Does our mood somehow spur migraines? Unfortunately, yes, many people who experience depression or anxiety suffer from regular migraines. Worse then getting a migraine is having a migraine relapse — the unwelcome return of migraine symptoms within a single day. Could mood disorders increase the likelihood of a migraine relapse? Although the researchers speculated that depression and anxiety were associated with a higher rate of migraine relapse, their findings showed otherwise.
The researchers found no association between migraine recurrence rates and subjects’ depression and anxiety symptoms. In comparing recurrence rates with a quality of life survey completed by all study subjects, the researchers again found no correlation between migraine recurrence and subjects’ responses. Furthermore, participants’ overall well-being didn’t influence relapse rates. “Apparently, depressive or anxiety symptoms do not influence headache recurrence in acute pharmaceutical migraine treatment, but further investigation is required,” the study authors concluded.
For migraine sufferers, the passing of a headache doesn’t always signify the end of a migraine attack. Although the pain might have subsided, the risk remains for a quick return of symptoms. Just when a person finally experiences some relief, another wave of pain can surface. It’s a pattern that leaves many migraine sufferers frustrated with their medication’s effectiveness and unhappy with their overall treatment. For this reason, experts have long sought out the causes behind migraine recurrence. By identifying factors that contribute to headache relapse, they hope to tailor more effective treatments that curb migraine recurrence altogether.
The random, double-blind study involved giving migraine sufferers either 50 mg of sumatriptan, a common migraine medication known under the brand name Imitrex, or a placebo for three migraine attacks in a row and then switching the sumatriptan group over to the placebo for the next consecutive three migraine attacks.

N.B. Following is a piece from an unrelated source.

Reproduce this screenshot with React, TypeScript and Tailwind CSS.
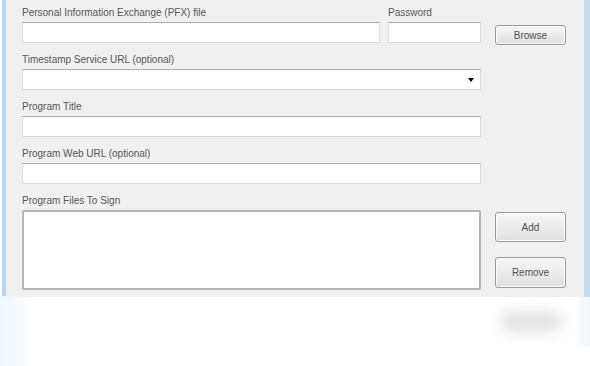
import React from "react";

const font = { fontFamily: '"Liberation Sans", Tahoma, Arial, sans-serif' };

function Label({ children }: { children: React.ReactNode }) {
  return (
    <div className="mb-[3px] h-[12px] text-[10px] leading-[12px] text-[#555555]">
      {children}
    </div>
  );
}

function Field({ className = "" }: { className?: string }) {
  return (
    <div
      className={`h-[21px] border border-[#dadada] border-t-[#ababab] bg-white ${className}`}
    />
  );
}

function Button({ children, className = "" }: { children: React.ReactNode; className?: string }) {
  return (
    <button
      className={`w-[71px] rounded-[3px] border border-[#999999] bg-gradient-to-b from-[#f7f7f7] to-[#e0e0e0] text-[10px] text-[#505050] shadow-[inset_0_0_0_1px_#fbfbfb] ${className}`}
    >
      {children}
    </button>
  );
}

export default function App() {
  return (
    <div className="relative h-[366px] w-[590px] overflow-hidden bg-white" style={font}>
      <div className="flex h-[297px]">
        <div className="ml-[2px] w-[4px] bg-[#bcd5ef]" />
        <div className="flex flex-1 bg-[#f0f0f0] pl-[16px] pt-[7px]">
          <div className="w-[459px]">
            <div className="flex gap-[8px]">
              <div className="w-[358px]">
                <Label>Personal Information Exchange (PFX) file</Label>
                <Field />
              </div>
              <div className="w-[93px]">
                <Label>Password</Label>
                <Field />
              </div>
            </div>

            <div className="mt-[11px]">
              <Label>Timestamp Service URL (optional)</Label>
              <div className="flex h-[21px] items-center justify-end border border-[#dadada] border-t-[#ababab] bg-white pr-[6px]">
                <div className="h-0 w-0 border-x-[3px] border-t-[4px] border-x-transparent border-t-black" />
              </div>
            </div>

            <div className="mt-[11px]">
              <Label>Program Title</Label>
              <Field />
            </div>

            <div className="mt-[11px]">
              <Label>Program Web URL (optional)</Label>
              <Field />
            </div>

            <div className="mt-[11px]">
              <Label>Program Files To Sign</Label>
              <div className="h-[80px] rounded-[2px] border-2 border-[#b4b4b4] bg-white" />
            </div>
          </div>

          <div className="ml-[14px] flex flex-col">
            <Button className="mt-[18px] h-[20px]">Browse</Button>
            <Button className="mt-[167px] h-[30px]">Add</Button>
            <Button className="mt-[15px] h-[31px]">Remove</Button>
          </div>
        </div>
        <div className="w-[6px] bg-[#c8ddf2]" />
      </div>

      {/* soft reflection under the window */}
      <div className="pointer-events-none absolute bottom-0 left-0 h-[70px] w-[36px] bg-gradient-to-r from-[#f0f7fe] to-transparent" />
      <div className="pointer-events-none absolute right-0 top-[297px] h-[50px] w-[16px] bg-gradient-to-l from-[#edf5fc] to-transparent" />
      <div className="pointer-events-none absolute left-[500px] top-[312px] h-[20px] w-[62px] rounded-full bg-[#e2e2e2] blur-[7px]" />
    </div>
  );
}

The primary thing the researchers were looking for was how the recurrence related to the patient’s mood and their overall general health.
Other research has shown the migraine and depression/anxiety connection appears to be “bidirectional.” In other words, a history of migraines increases the risk for depression and anxiety. Likewise, depression and anxiety appear to raise a person’s risk for migraine experiences. Experts say it’s crucial for patients who experience both migraines and depression/anxiety to receive ongoing medical treatment for both conditions.